Asthe Apostolic era fades into the next generation of believers and into the age of Justin and his Apology we find still additional formulations of the creed of the Church. Here, for example, we find the trinitarian formulae, "To the Father of the universe, through the name of his Son, and of the Holy Spirit" (Apol. I, 65, 3) and "the Maker of all things, through his Son Jesus Christ, and through the Holy Spirit" (Apol. I, 67, 2).
Gradual clarification
It must have been the continuity with the Apostolic faith of these creedal statements and the constant repetition of them that led Newman to comment that an examination of a chain of pre-Arian writers, from every part of the Christian world, reveals that "there was during the second and third centuries a profession and teaching concerning the Holy Trinity, not vague and cloudy, but of a certain determinate character" (Cardinal Newman, Causes of the Rise and Successes of Arianism, ch. 3, no. 1). Newman continues, "some doctrine or other of a Trinity lies at the very root of the Christian conception of the Supreme Being and of his worship and service" (Newman, ch. 3, no. 1),
What took place from the days of the Apostolic Church down to the Council of Nicaea (325) might be described as a gradual unspecified clarification of the implications dependent on the Church's faith proclamation. The process began with the faith as something given, which is to be reverenced and understood insofar as reason can penetrate the mystery of God's revelation. The process moves from what is given to what is implied. The affirmation of further statements about the faith enable the living faith to develop. It flourishes yet does not change. It grows but is not altered.
Whose Son is He?
To the Council of Nicaea, the gradual, or not so slow process depending on what you consider fast, clarification of the faith continued. There were several aberrations which we shall look at briefly. These elements, alien to the true faith, were soon recognized as such and declared not in keeping with the true faith.
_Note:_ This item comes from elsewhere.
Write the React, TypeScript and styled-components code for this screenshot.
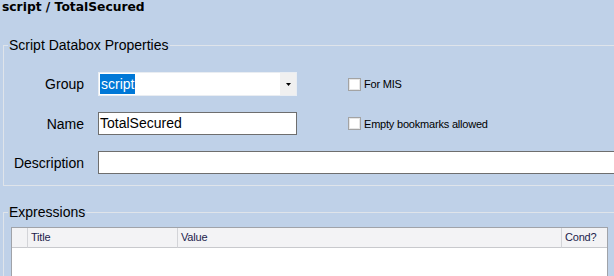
import React from "react";
import styled, { createGlobalStyle } from "styled-components";

const GlobalStyle = createGlobalStyle`
  html, body { margin: 0; padding: 0; background: #bfd1e8; }
  body { font-family: "Liberation Sans", Arial, sans-serif; }
  * { box-sizing: border-box; }
`;

const Page = styled.div`
  width: 614px;
  height: 276px;
  overflow: hidden;
  background: #bfd1e8;
  color: #000;
`;

const Title = styled.div`
  font-family: "DejaVu Sans", Verdana, sans-serif;
  font-weight: bold;
  font-size: 12.3px;
  line-height: 15px;
  height: 15px;
  padding-left: 2px;
  color: #000;
`;

const Group = styled.fieldset<{ $top: number; $pad: string }>`
  margin: ${(p) => p.$top}px 0 0 3px;
  padding: ${(p) => p.$pad};
  border: 1px solid #dfe4ea;
  width: 720px;
  min-width: 0;
`;

const Legend = styled.legend`
  font-size: 14px;
  line-height: 16px;
  padding: 0 1px;
  margin-left: 4px;
  color: #000;
`;

const Form = styled.div`
  display: grid;
  grid-template-columns: 94px 199px 1fr;
  grid-template-rows: 24px 23px 23px;
  row-gap: 16px;
  align-items: center;
`;

const Label = styled.div`
  font-size: 14px;
  text-align: right;
  padding-right: 14px;
`;

const Combo = styled.div`
  width: 199px;
  height: 24px;
  background: #fff;
  border: 1px solid #e9edf2;
  display: flex;
  align-items: center;
  padding-left: 1px;
`;

const Selected = styled.span`
  background: #0078d7;
  color: #fff;
  font-size: 14px;
  line-height: 20px;
  height: 20px;
  padding: 0 1px;
`;

const DropButton = styled.div`
  margin-left: auto;
  width: 16px;
  height: 22px;
  background: #f0f0f0;
  display: flex;
  align-items: center;
  justify-content: center;
`;

const TextBox = styled.div<{ $span?: boolean }>`
  height: 23px;
  background: #fff;
  border: 1px solid #6e6e6e;
  font-size: 14px;
  line-height: 21px;
  padding-left: 1px;
  ${(p) => (p.$span ? "grid-column: 2 / -1;" : "width: 199px;")}
`;

const CheckCell = styled.label`
  display: flex;
  align-items: center;
  padding-left: 51px;
`;

const Box = styled.span`
  width: 13px;
  height: 13px;
  border: 1px solid #a3a3a3;
  background: #fff;
  box-shadow: inset 0 0 0 1px #e6e6e6;
`;

const CheckText = styled.span`
  margin-left: 3px;
  font-size: 11px;
  letter-spacing: -0.2px;
  color: #000;
`;

const Table = styled.div`
  margin-left: 7px;
  width: 597px;
  height: 200px;
  background: #fff;
  border: 1px solid #a0a3a9;
`;

const HeaderRow = styled.div`
  display: grid;
  grid-template-columns: 16px 150px 384px 45px;
`;

const HeaderCell = styled.div<{ $last?: boolean }>`
  height: 20px;
  background: #f3f3f5;
  border-bottom: 1px solid #c8c9cd;
  border-right: ${(p) => (p.$last ? "none" : "1px solid #d3d4d8")};
  font-size: 11px;
  letter-spacing: -0.2px;
  line-height: 19px;
  padding-left: 3px;
  color: #1c1c4c;
`;

export default function App() {
  return (
    <Page>
      <GlobalStyle />
      <Title>script / TotalSecured</Title>
      <Group $top={22} $pad="19px 0 11px 0">
        <Legend>Script Databox Properties</Legend>
        <Form>
          <Label>Group</Label>
          <Combo>
            <Selected>script</Selected>
            <DropButton>
              <svg width="5" height="3" viewBox="0 0 5 3">
                <polygon points="0,0 5,0 2.5,3" fill="#000" />
              </svg>
            </DropButton>
          </Combo>
          <CheckCell>
            <Box />
            <CheckText>For MIS</CheckText>
          </CheckCell>
          <Label>Name</Label>
          <TextBox>TotalSecured</TextBox>
          <CheckCell>
            <Box />
            <CheckText>Empty bookmarks allowed</CheckText>
          </CheckCell>
          <Label>Description</Label>
          <TextBox $span />
        </Form>
      </Group>
      <Group $top={18} $pad="7px 0 0 0">
        <Legend>Expressions</Legend>
        <Table>
          <HeaderRow>
            <HeaderCell />
            <HeaderCell>Title</HeaderCell>
            <HeaderCell>Value</HeaderCell>
            <HeaderCell $last>Cond?</HeaderCell>
          </HeaderRow>
        </Table>
      </Group>
    </Page>
  );
}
Usually these were localized theological, philosophical, or exegetical positions which tended to view the faith from a favoured premise. This in turn put out of focus other aspects of the faith. In answer to the question "What think you of the Christ? Whose Son is he?", several answers came to be voiced that were not in harmony with the Church's proclamation. The first of these erroneous positions is called Docetism.
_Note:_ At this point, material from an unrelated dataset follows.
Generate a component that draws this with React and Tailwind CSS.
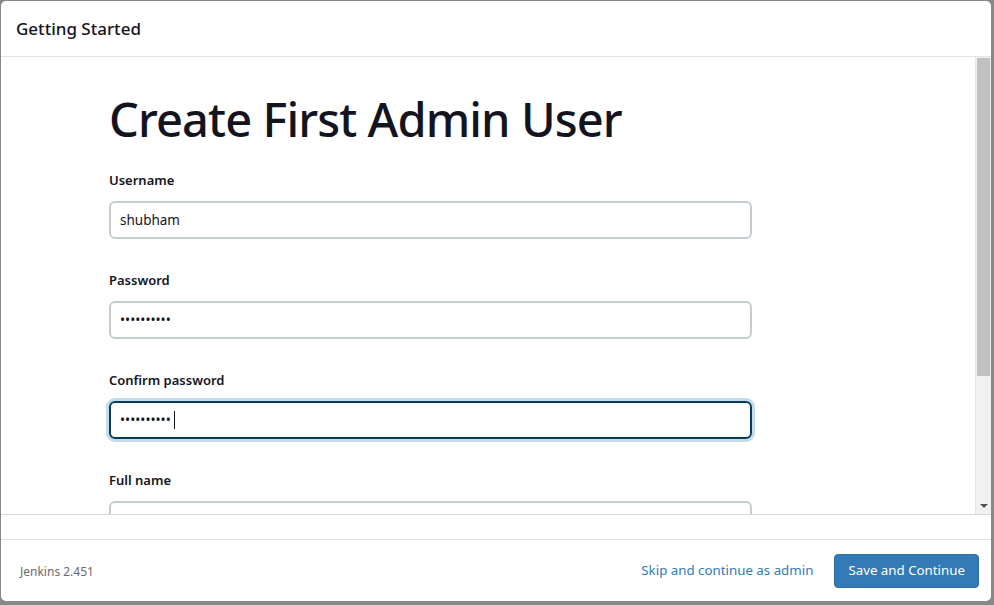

The Docetists contested the truth of the new faith by claiming that Christ had never been truly human. These people felt that to preserve the divinity of Jesus it was necessary to deny his humanity. They, therefore, maintained that the figure of Jesus was really only a phantasm, a false human, a sort of ghostlike being who only seemed to be a man. The Greek word for "seem" gives this group its name, Docetists. Apparently, this false conception of who Jesus was dates back almost to the beginning of the Church. For in the First and Second Letters of St John we find what many scholars see as a refutation of the Docetist teaching. The First Letter opens with an affirmation that the Lord who "was from the beginning was also corporeal... which we have heard, which we have looked upon and touched with our hands" (I John 1:1). It later warns against the "many false prophets" (4:1). In the Second Letter we are told that "many deceivers have gone out into the world, men who will not acknowledge the coming of Jesus Christ in the flesh..." (2 John 7).
Another wrong answer
St Ignatius of Antioch, as he made his way to his death in Rome in 107, writes to the Trallians that "some atheists, that is, unbelievers, say his suffering was but make-believe... Avoid these wildlings…" (Letter to the Trallians, 10-11). He states the correct faith in his letter to the Ephesians, "Our God Jesus Christ was brought to birth by the Holy Spirit in the womb of Mary, of David's seed, according to God's great plan for men" (Epistle to the Epbesians, 18, 2).
The next wrong answer to the question "Who is Jesus?" came from a group known collectively as Gnostics. They got the name from the Greek word for knowledge. The name followed on the fact that they claimed they had the "true story" about Jesus and that their knowledge was quite superior to that of the ordinary, uninformed believer.
Gnosticism is a view of life that borrows heavily from Platonic philosophical conclusions. It is also highly seasoned with the Eastern (Asia Minor and Persia) mystery religions. The essence of the gnostic doctrine is its claim to possess a secret knowledge principle that gives members a deeper insight into the Christian revelation. This "insight" is, of course, a higher "truth" than that held by the rest of Christians.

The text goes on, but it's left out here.